The ambitious Bill that aims for the first comprehensive reform of the broken immigration system since 1986 when Ronald Reagan was US President is, however, imperilled by the opposition of former President Donald Trump and his hardline followers in Congress.

The Bill would automatically allow spouses and children of H1B visa holders to work.

Spouses, and fiances of US citizens and their children would also get work permits while they are in the process of getting their green cards.

A special category of visas would be given to those waiting for their green cards to visit family in the US temporarily, but without work authorisation.

The bill aims at mainly dealing with the border crisis that has seen 7.5 million people enter the US illegally since President Joe Biden assumed office, according to the Republican-controlled House of Representatives Homeland Security Committee and the other measures are add-ons.

Republicans made containing illegal immigration and tightening the standards and procedures for asylum a condition for approving $60 billion in aid to Ukraine and $14 billion to Israel, which Biden desperately seeks.

After nearly four months of negotiations, Senators Kyrsten Sinema, an Independent, James Lankford, a Republican, and Chris Murphy, a Democrat, crafted the Immigration Reform Bill in hopes of ending the stalemate.

However, the Bill faces an uphill battle in Congress because hardline Republicans have said they would not vote for it taking their cue from Trump, who wants the migrant crisis to continue to be a potent issue in the November election.

US House Speaker Mike Johnson, a Republican, posted on X, “If this bill reaches the House, it will be dead on arrival.”

“It won’t come close to ending the border catastrophe the President has created,” he said, reflecting the views of many Republicans who claim it doesn’t go far enough.

Throwing them a challenge, Biden said, “House Republicans have to decide: Do they want to solve the problem? Or do they want to keep playing politics with the border?”

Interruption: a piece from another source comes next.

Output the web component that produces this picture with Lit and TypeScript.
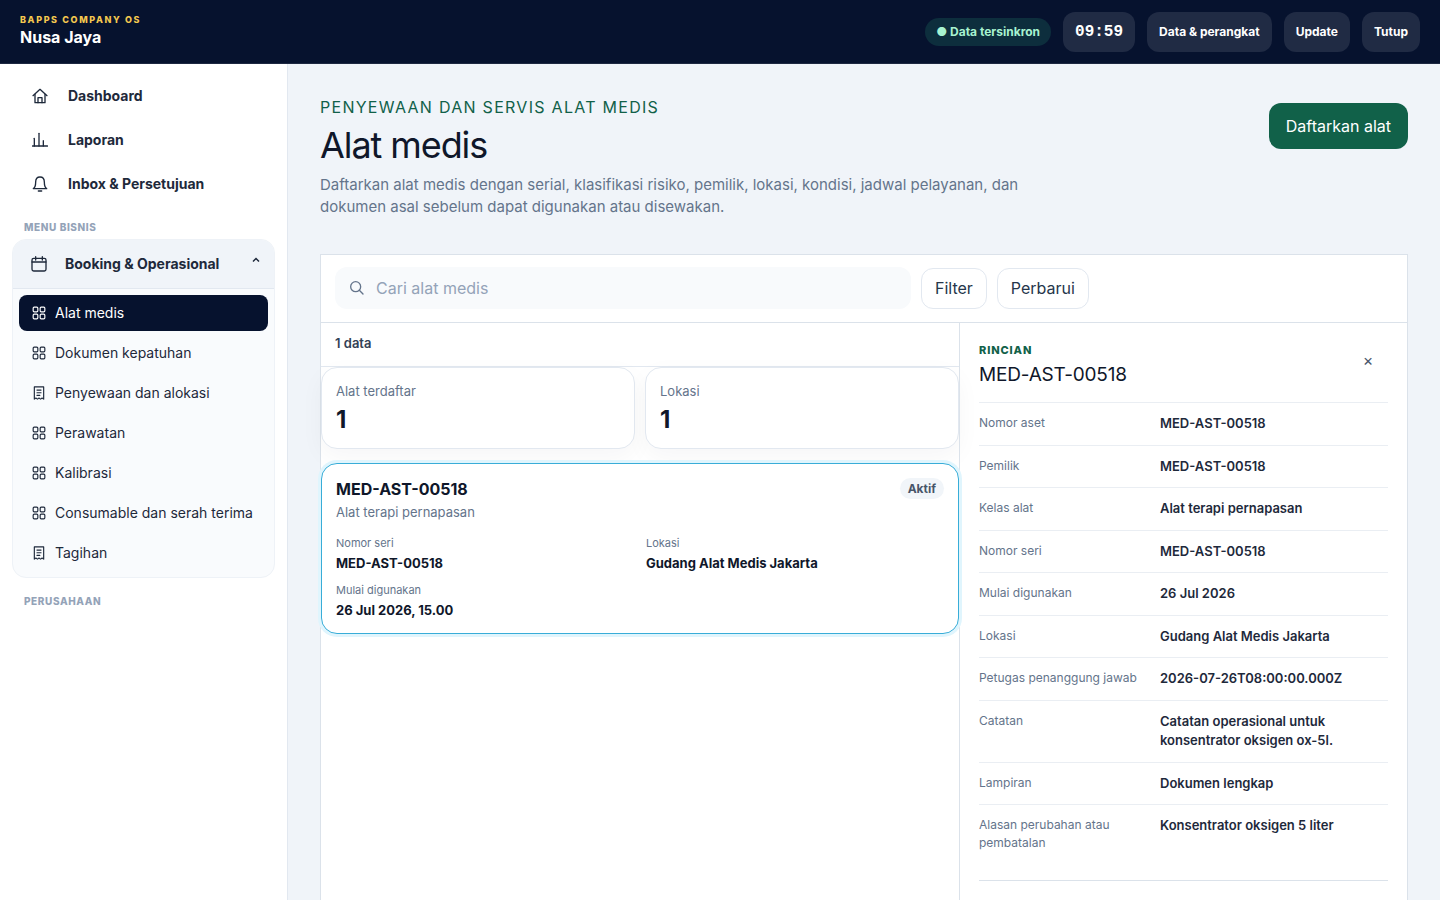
import { LitElement, html, css, svg } from "lit";
import { customElement, state } from "lit/decorators.js";

const icons: Record<string, unknown> = {
  home: svg`<path d="M1.500 11.500 12 2l10.500 9.500"/><path d="M4.500 9.500V22h15V9.500"/><path d="M9 22v-7.500h6V22"/>`,
  chart: svg`<path d="M.8 21h22.400"/><path d="M3.500 21V9.500"/><path d="M10.500 21V2"/><path d="M17 21v-8"/>`,
  bell: svg`<path d="M12 1.500c-4.500 0-6.500 3.500-6.500 7.500 0 6-2 9-3.500 10h20c-1.500-1-3.500-4-3.500-10 0-4-2-7.500-6.500-7.500z"/><path d="M9.500 22.500h5"/>`,
  calendar: svg`<rect x="1.500" y="3.500" width="21" height="19" rx="2.500"/><path d="M1.500 9h21M7 1v5M17 1v5"/>`,
  grid: svg`<rect x="2" y="2" width="8" height="8" rx="1.800"/><rect x="14" y="2" width="8" height="8" rx="1.800"/><rect x="2" y="14" width="8" height="8" rx="1.800"/><rect x="14" y="14" width="8" height="8" rx="1.800"/>`,
  receipt: svg`<path d="M4 1.500h16v21l-2.700-1.800-2.600 1.800-2.700-1.800-2.700 1.800-2.600-1.800-2.700 1.800z"/><path d="M8.500 7h7M8.500 11.500h7M8.500 16h5"/>`,
  search: svg`<circle cx="10" cy="10" r="7.500"/><path d="m15.500 15.500 5.500 5.500"/>`,
  up: svg`<path d="m6 15 6-6 6 6"/>`,
};

const icon = (name: string, cls = "icon") =>
  html`<svg class=${cls} viewBox="0 0 24 24" aria-hidden="true">${icons[name]}</svg>`;

const iconStyles = css`
  .icon, .icon-sm {
    width: 16px;
    height: 16px;
    flex: none;
    fill: none;
    stroke: currentColor;
    stroke-width: 2;
    stroke-linecap: round;
    stroke-linejoin: round;
  }
  .icon-sm { width: 14px; height: 14px; }
`;

const base = css`
  *, *::before, *::after { box-sizing: border-box; }
  h1, h2, h3, p, dl, dd { margin: 0; font-weight: 400; }
  button, input { font: inherit; color: inherit; margin: 0; }
  button { cursor: pointer; }
`;

@customElement("top-bar")
class TopBar extends LitElement {
  static styles = [
    base,
    css`
      :host { display: block; }
      .bar {
        display: flex;
        align-items: center;
        justify-content: space-between;
        height: 64px;
        padding: 0 20px;
        background: #06122e;
        border-bottom: 1px solid #1d2841;
        color: #fff;
      }
      .brand { padding-bottom: 4px; }
      .eyebrow {
        font-size: 9px;
        line-height: 14px;
        font-weight: 800;
        letter-spacing: 0.18em;
        color: #f4c84f;
      }
      .name { font-size: 16px; line-height: 20px; font-weight: 700; }
      .tools { display: flex; align-items: center; gap: 12px; font-size: 12px; font-weight: 700; }
      .sync {
        padding: 0 11px;
        border-radius: 14px;
        line-height: 28px;
        background: #0d2e3d;
        color: #a7f3d0;
      }
      .clock, .tool {
        display: flex;
        align-items: center;
        height: 40px;
        padding: 0 12px;
        border: 0;
        border-radius: 12px;
        background: #202b44;
        color: #fff;
      }
      .clock { font: 700 16px/20px "Liberation Mono", monospace; }
    `,
  ];
  render() {
    return html`
      <header class="bar">
        <div class="brand">
          <div class="eyebrow">BAPPS COMPANY OS</div>
          <div class="name">Nusa Jaya</div>
        </div>
        <div class="tools">
          <span class="sync">● Data tersinkron</span>
          <time class="clock">09:59</time>
          <button class="tool">Data &amp; perangkat</button>
          <button class="tool">Update</button>
          <button class="tool">Tutup</button>
        </div>
      </header>
    `;
  }
}

@customElement("side-nav")
class SideNav extends LitElement {
  private top = [
    ["home", "Dashboard"],
    ["chart", "Laporan"],
    ["bell", "Inbox & Persetujuan"],
  ];
  private items = [
    ["grid", "Alat medis"],
    ["grid", "Dokumen kepatuhan"],
    ["receipt", "Penyewaan dan alokasi"],
    ["grid", "Perawatan"],
    ["grid", "Kalibrasi"],
    ["grid", "Consumable dan serah terima"],
    ["receipt", "Tagihan"],
  ];
  @state() private active = 0;
  @state() private open = true;

  static styles = [
    base,
    iconStyles,
    css`
      :host { display: block; }
      .nav {
        height: 100%;
        padding: 12px;
        background: #fff;
        border-right: 1px solid #e2e8f0;
        color: #1e293b;
      }
      .list { display: grid; gap: 4px; }
      .link {
        display: flex;
        align-items: center;
        gap: 20px;
        height: 40px;
        padding: 0 20px;
        border-radius: 10px;
        font-size: 14px;
        font-weight: 700;
        color: inherit;
        text-decoration: none;
      }
      .text { line-height: 18px; }
      .label {
        padding: 0 12px;
        margin-top: 16px;
        font-size: 10px;
        line-height: 15px;
        font-weight: 800;
        letter-spacing: 0.06em;
        color: #94a3b8;
      }
      .group {
        margin-top: 4px;
        border: 1px solid #eef2f7;
        border-radius: 14px;
        background: #f9fbfd;
        overflow: hidden;
      }
      .head {
        display: flex;
        align-items: center;
        gap: 18px;
        width: 100%;
        height: 49px;
        padding: 0 12px 0 18px;
        border: 0;
        border-bottom: 1px solid #e2e8f0;
        background: #f0f4f9;
        font-size: 14px;
        font-weight: 700;
        text-align: left;
      }
      .title { flex: 1; }
      .chevron {
        width: 12px;
        height: 12px;
        margin-bottom: 8px;
        fill: none;
        stroke: currentColor;
        stroke-width: 3;
      }
      .sub { display: grid; gap: 4px; padding: 6px; }
      .item {
        display: flex;
        align-items: center;
        gap: 9px;
        height: 36px;
        padding: 0 13px;
        border-radius: 8px;
        font-size: 14px;
        color: inherit;
        text-decoration: none;
        white-space: nowrap;
      }
      .on { background: #06122e; color: #fff; }
    `,
  ];
  render() {
    return html`
      <nav class="nav">
        <div class="list">
          ${this.top.map(([i, t]) => html`<a class="link" href="#">${icon(i)}<span class="text">${t}</span></a>`)}
        </div>
        <div class="label">MENU BISNIS</div>
        <div class="group">
          <button class="head" aria-expanded=${this.open} @click=${() => (this.open = !this.open)}>
            ${icon("calendar")}<span class="text title">Booking &amp; Operasional</span>${icon("up", "chevron")}
          </button>
          ${this.open
            ? html`<div class="sub">
                ${this.items.map(
                  ([i, t], n) => html`<a
                    class="item ${n === this.active ? "on" : ""}"
                    href="#"
                    @click=${() => (this.active = n)}
                    >${icon(i, "icon-sm")}<span class="text">${t}</span></a
                  >`
                )}
              </div>`
            : ""}
        </div>
        <div class="label">PERUSAHAAN</div>
      </nav>
    `;
  }
}

@customElement("asset-panel")
class AssetPanel extends LitElement {
  private stats = [
    ["Alat terdaftar", "1"],
    ["Lokasi", "1"],
  ];
  private facts = [
    ["Nomor seri", "MED-AST-00518"],
    ["Lokasi", "Gudang Alat Medis Jakarta"],
    ["Mulai digunakan", "26 Jul 2026, 15.00"],
  ];
  private details = [
    ["Nomor aset", "MED-AST-00518"],
    ["Pemilik", "MED-AST-00518"],
    ["Kelas alat", "Alat terapi pernapasan"],
    ["Nomor seri", "MED-AST-00518"],
    ["Mulai digunakan", "26 Jul 2026"],
    ["Lokasi", "Gudang Alat Medis Jakarta"],
    ["Petugas penanggung jawab", "2026-07-26T08:00:00.000Z"],
    ["Catatan", "Catatan operasional untuk konsentrator oksigen ox-5l."],
    ["Lampiran", "Dokumen lengkap"],
    ["Alasan perubahan atau pembatalan", "Konsentrator oksigen 5 liter"],
  ];

  static styles = [
    base,
    iconStyles,
    css`
      :host { display: flex; flex-direction: column; }
      .panel {
        flex: 1;
        display: flex;
        flex-direction: column;
        background: #fff;
        border: 1px solid #dbe2ea;
        border-bottom: 0;
      }
      .toolbar {
        display: flex;
        align-items: center;
        gap: 10px;
        padding: 12px 14px 13px;
        border-bottom: 1px solid #dbe2ea;
      }
      .search {
        display: flex;
        align-items: center;
        gap: 11px;
        flex: 0 1 576px;
        height: 42px;
        padding: 0 14px;
        border-radius: 12px;
        background: #f8fafc;
        color: #64748b;
      }
      .input {
        flex: 1;
        min-width: 0;
        padding: 0;
        border: 0;
        outline: 0;
        background: none;
        font-size: 16px;
      }
      .input::placeholder { color: #94a3b8; opacity: 1; }
      .btn {
        height: 41px;
        padding: 0 13px;
        border: 1px solid #e2e8f0;
        border-radius: 12px;
        background: #fff;
        font-size: 16px;
        color: #26364b;
      }
      .split { flex: 1; display: grid; grid-template-columns: minmax(0, 1fr) 448px; }
      .count {
        padding: 0 14px 2px;
        font-size: 13px;
        line-height: 41px;
        font-weight: 600;
        color: #334155;
        border-bottom: 1px solid #e2e8f0;
      }
      .stats { display: grid; grid-template-columns: 1fr 1fr; gap: 10px; margin-bottom: 14px; }
      .stat {
        padding: 14px;
        border: 1px solid #e2e8f0;
        border-radius: 16px;
        background: #fff;
        box-shadow: 0 8px 24px rgba(15, 23, 42, 0.04);
      }
      .stat-label { font-size: 13px; line-height: 18px; color: #64748b; }
      .stat-value { margin-top: 6px; font-size: 24px; line-height: 28px; font-weight: 700; color: #0f172a; }
      .record {
        position: relative;
        padding: 14px 14px 13px;
        border: 1px solid #38add8;
        border-radius: 16px;
        background: #fff;
        box-shadow: 0 0 0 3px #e0f5fd;
      }
      .record-head { display: flex; justify-content: space-between; align-items: flex-start; }
      .record-title { font-size: 16px; line-height: 22px; font-weight: 700; color: #0f172a; }
      .record-sub { margin-top: 1px; font-size: 13px; line-height: 22px; color: #64748b; }
      .badge {
        padding: 0 8px;
        border-radius: 11px;
        background: #f1f5f9;
        font-size: 12px;
        line-height: 21px;
        font-weight: 700;
        color: #475569;
      }
      .facts { display: grid; grid-template-columns: 1fr 1fr; gap: 8px 12px; margin-top: 11px; }
      .fact-label { font-size: 11px; line-height: 18px; color: #64748b; }
      .fact-value { margin-top: 1px; font-size: 13px; line-height: 20px; font-weight: 700; color: #0f172a; }
      .details { padding: 18px 19px; border-left: 1px solid #dbe2ea; }
      .details-head {
        display: flex;
        justify-content: space-between;
        align-items: flex-start;
        padding-bottom: 13px;
      }
      .eyebrow {
        font-size: 11px;
        line-height: 18px;
        font-weight: 800;
        letter-spacing: 0.08em;
        color: #116149;
      }
      .details-title {
        margin-top: 2px;
        font-size: 19px;
        line-height: 28px;
        letter-spacing: -0.01em;
        color: #0f172a;
      }
      .close {
        width: 40px;
        height: 38px;
        padding: 0;
        border: 0;
        background: none;
        font-size: 16px;
        color: #475569;
      }
      .rows { padding-bottom: 17px; border-bottom: 1px solid #dbe2ea; }
      .row {
        display: grid;
        grid-template-columns: 3fr 4fr;
        gap: 10px;
        padding: 11px 0;
        border-top: 1px solid #eaeef3;
        line-height: 1.5;
      }
      .term { font-size: 12px; color: #64748b; }
      .value { font-size: 13px; font-weight: 600; color: #1e293b; }
    `,
  ];
  render() {
    return html`
      <section class="panel">
        <div class="toolbar">
          <label class="search">
            ${icon("search")}
            <input class="input" type="search" aria-label="Cari alat medis" placeholder="Cari alat medis" />
          </label>
          <button class="btn">Filter</button>
          <button class="btn">Perbarui</button>
        </div>
        <div class="split">
          <div>
            <div class="count">1 data</div>
            <div class="stats">
              ${this.stats.map(
                ([l, v]) => html`<div class="stat">
                  <div class="stat-label">${l}</div>
                  <div class="stat-value">${v}</div>
                </div>`
              )}
            </div>
            <article class="record">
              <div class="record-head">
                <div>
                  <h3 class="record-title">MED-AST-00518</h3>
                  <p class="record-sub">Alat terapi pernapasan</p>
                </div>
                <span class="badge">Aktif</span>
              </div>
              <dl class="facts">
                ${this.facts.map(
                  ([l, v]) => html`<div>
                    <dt class="fact-label">${l}</dt>
                    <dd class="fact-value">${v}</dd>
                  </div>`
                )}
              </dl>
            </article>
          </div>
          <aside class="details">
            <div class="details-head">
              <div>
                <div class="eyebrow">RINCIAN</div>
                <h2 class="details-title">MED-AST-00518</h2>
              </div>
              <button class="close" aria-label="Tutup rincian">×</button>
            </div>
            <dl class="rows">
              ${this.details.map(
                ([l, v]) => html`<div class="row">
                  <dt class="term">${l}</dt>
                  <dd class="value">${v}</dd>
                </div>`
              )}
            </dl>
          </aside>
        </div>
      </section>
    `;
  }
}

@customElement("app-root")
class AppRoot extends LitElement {
  static styles = [
    base,
    css`
      :host {
        display: flex;
        flex-direction: column;
        height: 100vh;
        overflow: hidden;
        background: #f0f4f9;
        font-family: Inter, "Liberation Sans", sans-serif;
        color: #0f172a;
      }
      .body { flex: 1; min-height: 0; display: grid; grid-template-columns: 288px minmax(0, 1fr); }
      .main {
        display: flex;
        flex-direction: column;
        gap: 36px;
        padding: 32px 32px 0;
        overflow: hidden;
      }
      .heading { display: flex; justify-content: space-between; align-items: flex-start; gap: 32px; }
      .eyebrow { font-size: 16px; line-height: 22px; letter-spacing: 0.08em; color: #116149; }
      .title { margin-top: 4px; font-size: 36px; line-height: 46px; letter-spacing: -0.03em; }
      .lead { margin-top: 6px; max-width: 720px; font-size: 15px; line-height: 22px; color: #64748b; }
      .actions { padding-top: 7px; }
      .primary {
        height: 46px;
        padding: 0 17px;
        border: 0;
        border-radius: 12px;
        background: #116149;
        color: #fff;
        font-size: 16px;
      }
      .content { flex: 1 0 auto; }
    `,
  ];
  render() {
    return html`
      <top-bar></top-bar>
      <div class="body">
        <side-nav></side-nav>
        <main class="main">
          <div class="heading">
            <div>
              <div class="eyebrow">PENYEWAAN DAN SERVIS ALAT MEDIS</div>
              <h1 class="title">Alat medis</h1>
              <p class="lead">
                Daftarkan alat medis dengan serial, klasifikasi risiko, pemilik, lokasi, kondisi, jadwal
                pelayanan, dan dokumen asal sebelum dapat digunakan atau disewakan.
              </p>
            </div>
            <div class="actions"><button class="primary">Daftarkan alat</button></div>
          </div>
          <asset-panel class="content"></asset-panel>
        </main>
      </div>
    `;
  }
}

Even if the party’s leadership allows it to get to a vote in the Republican-controlled House, it would require the support of members of both parties because of the opposition by hardline Republicans and by Democrats on the left who have been critical of it, but for different reasons.

Sinema warned, “Senators must make a decision: Pass our package and solve the crisis or accept the status quo, do nothing, and keep playing politics while our system breaks and our communities continue to suffer.”

It has a better chance of getting through the Democrat-controlled Senate.

The Bill would allocate 18,000 of the additional 50,000 green cards to the employment category and 32,000 to relatives of citizens.

However, it did not appear to specify any changes to the way green cards are distributed by nationality, which has a limit of seven per cent of the total for each country’s citizens, regardless of the size of the population, treating India and China with population of about 1.4 billion on par with Tuvalu and Nauru with about 12,000.

The total number of employment and family green cards covering all countries is set at 366 this year.

Indians are among those hit hardest by the country limit.

In some employment green card categories, Indians whose green cards were approved in 2012 are only now able to get them and in some family categories, it goes back to 2005, according to the State Department.

H1B visa holders’ children, who entered the US as minors, lose their visa status if their parents do not get green cards by the time they turn 21 and face deportation under the current regulations.

Because of the country quotas, many Indian H1B visa holders eligible for green cards will have to wait for several decades to get green cards for themselves and their families as the backlog continues to build.

This tears apart families, forcing the children to leave the country after having lived here for several years while their parents remain in the US with younger siblings.

The Bill would remedy this by making the children of H1B visa holders eligible to continue to legally live and work in the US after turning 21 while waiting for their green cards.

It could benefit about 250,000 people, according to Sinema’s office — and many would be Indians.

In pursuit of its main goal of restricting the momentous influx of migrants that is threatening Biden’s re-election, the bill would shut down the border if more than 5,000 people per day on average during a week or more than 8,500 on any day try to cross it.

It would raise the standards for claiming asylum by barring those who had lived safely in another country and those who could relocate to a safer location in their country.

Officials would be required to detain those sneaking across the border.

The Bill would also make it easier to deport those who fail to prove their claims for asylum.